Rebels buoyed after third night of Coalition fire on Libya

The international coalition bombards Gaddafi’s air defences, but rebels are still not organised enough to take command.

COALITION FORCES HAVE bombarded Libya for a third consecutive night, targeting the air defenses and forces of Libyan ruler Muammar Gaddafi, stopping his advances and handing some momentum back to the rebels.

But the rebellion’s more organised military units were still not ready to take command of the operations, and the opposition disarray has underlined US warnings that a long stalemate could emerge.

The air campaign by US and European militaries has unquestionably rearranged the map in Libya, and rescued rebels from the immediate threat they faced only days ago of being crushed under a powerful advance by Gadhafi’s forces.

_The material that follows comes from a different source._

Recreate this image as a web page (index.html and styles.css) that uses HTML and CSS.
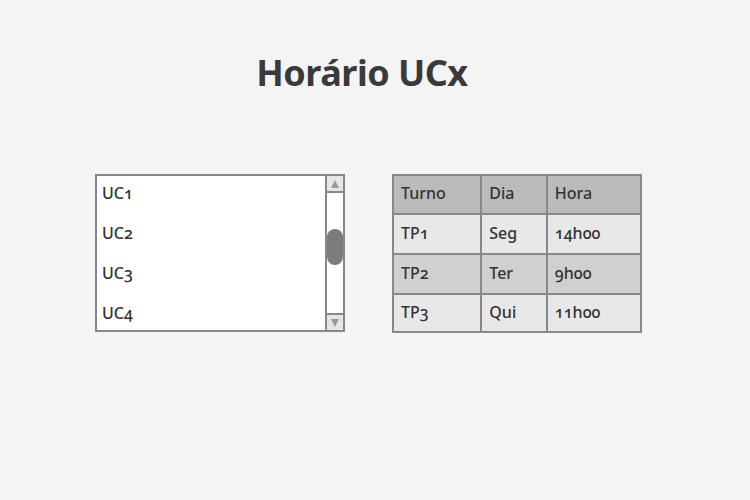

The first round of airstrikes smashed a column of regime tanks that had been moving on the rebel capital of Benghazi in the east.

Last night, Libyan state TV said a new round of strikes had begun in Tripoli, marking the third night of bombardment. But while the airstrikes can stop Gaddafi’s troops from attacking rebel cities — in line with the UN mandate to protect civilians — the United States, at least, appears deeply reluctant to go beyond that toward actively helping the rebel cause to oust the Libyan leader.

President Barack Obama said yesterday that while it was “US policy that Gadhafi has to go,” the goal of the international air campaign was merely to protect civilians.

“Our military action is in support of an international mandate from the Security Council that specifically focuses on the humanitarian threat posed by Colonel Gaddafi to his people.

“Not only was he carrying out murders of civilians, but he threatened more,” Obama said on a visit to Chile.

In Washington, the American general running the assault said there is no attempt to provide air cover for rebel operations.

General Carter Ham said Gaddafi could still cling to power when the aerial bombardment finishes, setting up a stalemate between his side and the rebels, with allied nations enforcing a no-fly zone to ensure he cannot attack civilians.

A top French official last night added that the military intervention was likely to take “a while”, echoing Gaddafi’s own warning of a long war ahead.